One optimisation to reduce build graph bottlenecks is to generate a module’s swiftmodule in a separate pass. It is then possible to start building dependent modules without having to wait for object file generation to complete. Unfortunately this involves a lot of wasted work as there is no way to share the work done when generating the AST for the module during the swiftmodule generation pass, it will have to be repeated for the object file generation pass.

Proposal

Both of these problems can be resolved with the same solution: produce an intermediate compiler output of a serialized AST that can be reused in subsequent compiler invocations for object file generation. This allows a build system to change the build graph as shown in the diagram from single threaded WMO builds to single threaded AST generation and multiple object file output processes:

This solves the wasted work problem as the compiler only has to generate an AST once, subsequent calls will focus on output generation and can be parallelised. This allows for a large number of modules to be efficiently compiled concurrently.

There already exists an -emit-sib option in the frontend, which seems to be ideal for this purpose:

A representation of captured compiler state after semantic analysis and SIL generation, but before LLVM IR generation ("SIB", for "Swift Intermediate Binary").

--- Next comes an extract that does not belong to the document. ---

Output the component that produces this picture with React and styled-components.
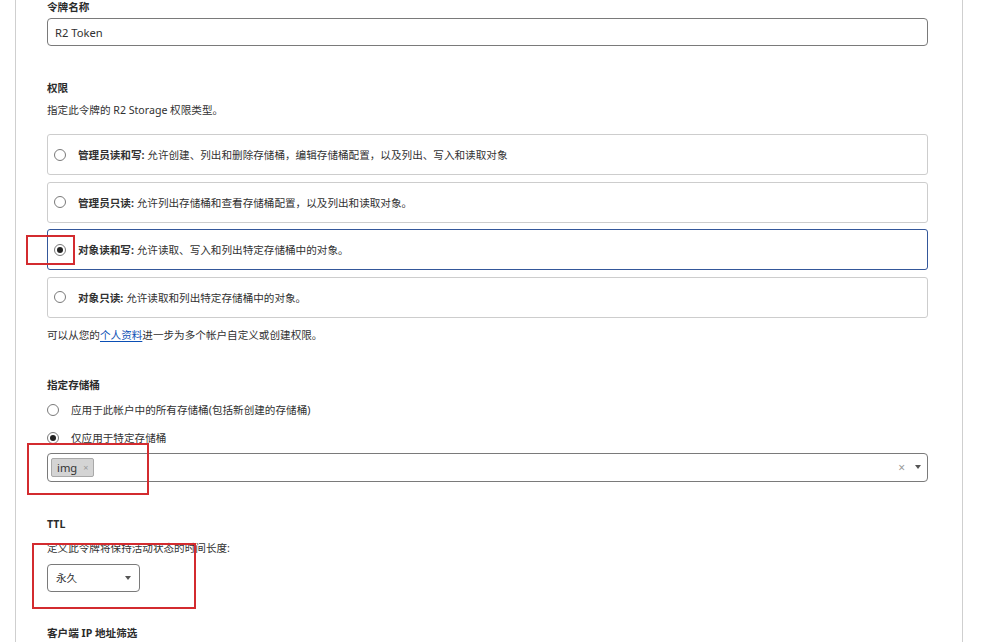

Using this as input currently seems to fail at the IR verification stage, and disabling verification results in object files missing many symbols. Extending this intermediate binary format to work successfully as input to compile swiftmodules and object files would be the optimal solution for this issue.

jrose · May 20, 2019, 10:25pm

Thanks for bringing this up. I promise to come respond to this in detail later, but my high-level comment is that this kind of gives up on incremental builds avoiding repeated type-checking. I suspect neither Bazel nor Buck are bothering with that anyway, and I know Swift's dependency analysis is pretty conservative right now, but if you've only changed a function body this would probably not be a good way to go. I don't think it's totally unworkable, though, and while -emit-sib has kind of bit-rotted it's still at a reasonable place in the pipeline.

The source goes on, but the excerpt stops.